The optimized extraction process facilitated the recovery of neuroprotective compounds from E. marginata leaves. The extracts exhibited significant inhibition of acetylcholinesterase (AChE) and lipoxygenase (LOX) enzymes, highlighting their potential in neuroprotection and reductions in inflammatory processes. These findings underscore the efficacy of the simplex lattice experimental design for ternary solvent system optimization to extract compounds with potent biological activities.

In vitro assays confirmed the antioxidant and bioactive properties of the extracts. Assays, such as DPPH, ORAC, and ABTS-TEAC, demonstrated strong antioxidant capabilities, indicating the ability of the extracts to neutralize free radicals and mitigate oxidative stress. Furthermore, the neuroprotective and anti-inflammatory potentials observed in enzymatic inhibition assays provide a foundation for future applications in therapeutic and preventive strategies.

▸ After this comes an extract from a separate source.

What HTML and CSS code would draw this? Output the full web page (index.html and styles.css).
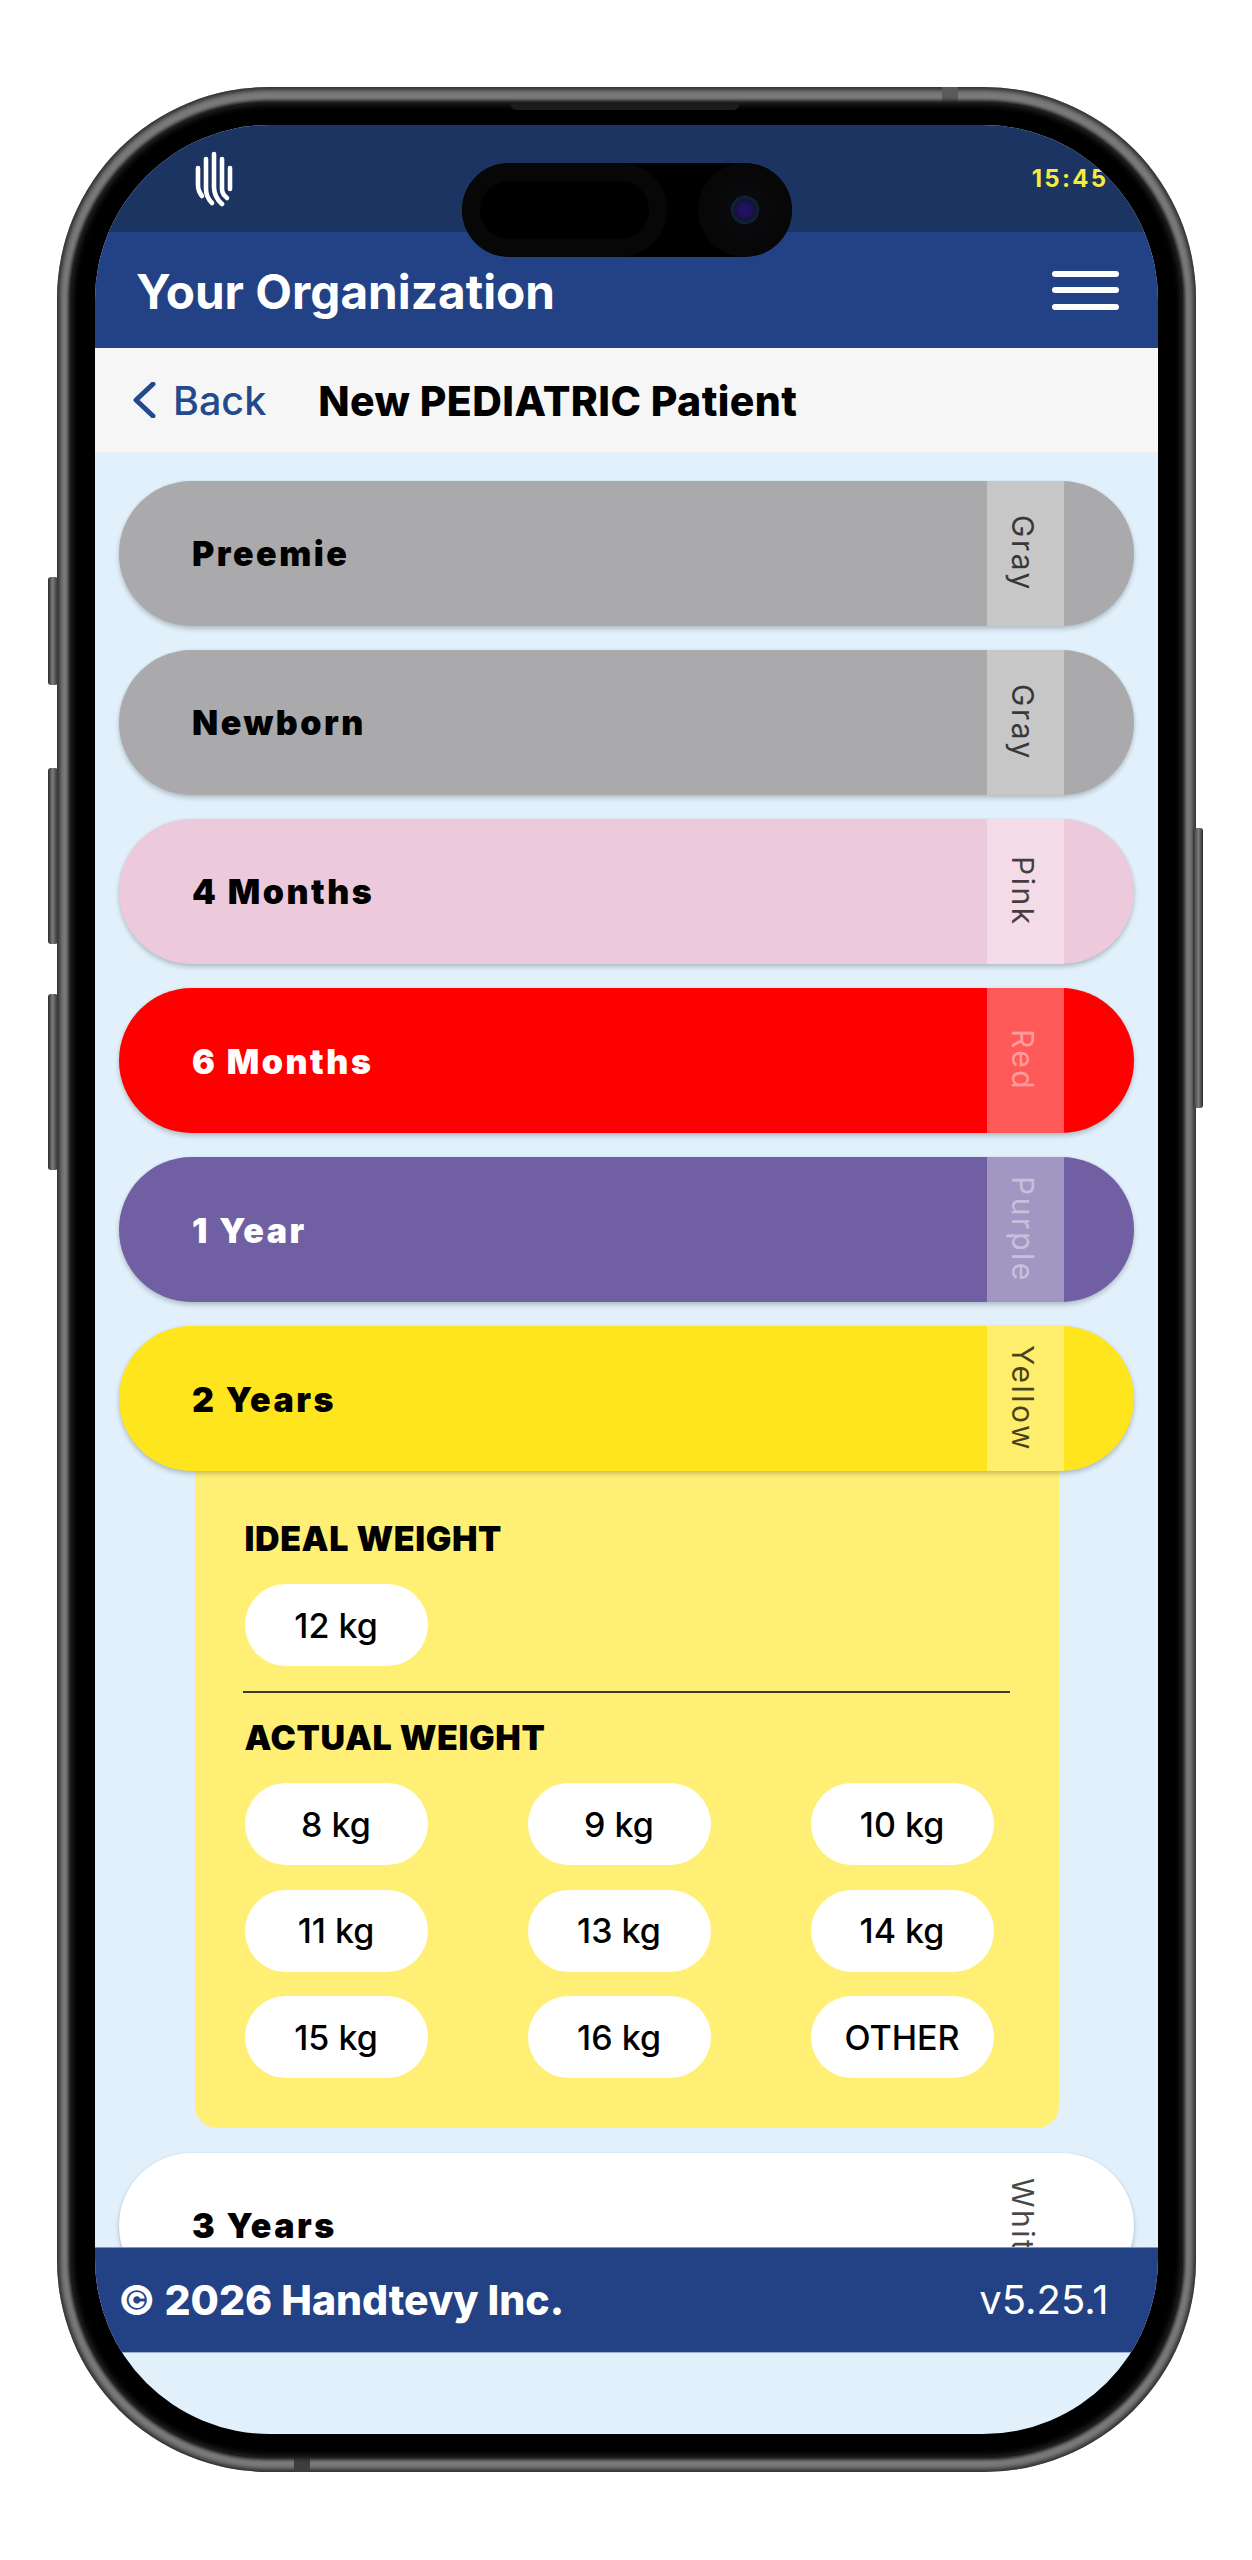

This work establishes the potential of E. marginata extracts for use in functional foods, dietary supplements, pharmaceuticals, and cosmetics. The promising neuroprotective, anti-inflammatory, and antioxidant activities encourage further exploration into their mechanisms of action and development for innovative applications in natural medicine and other sciences.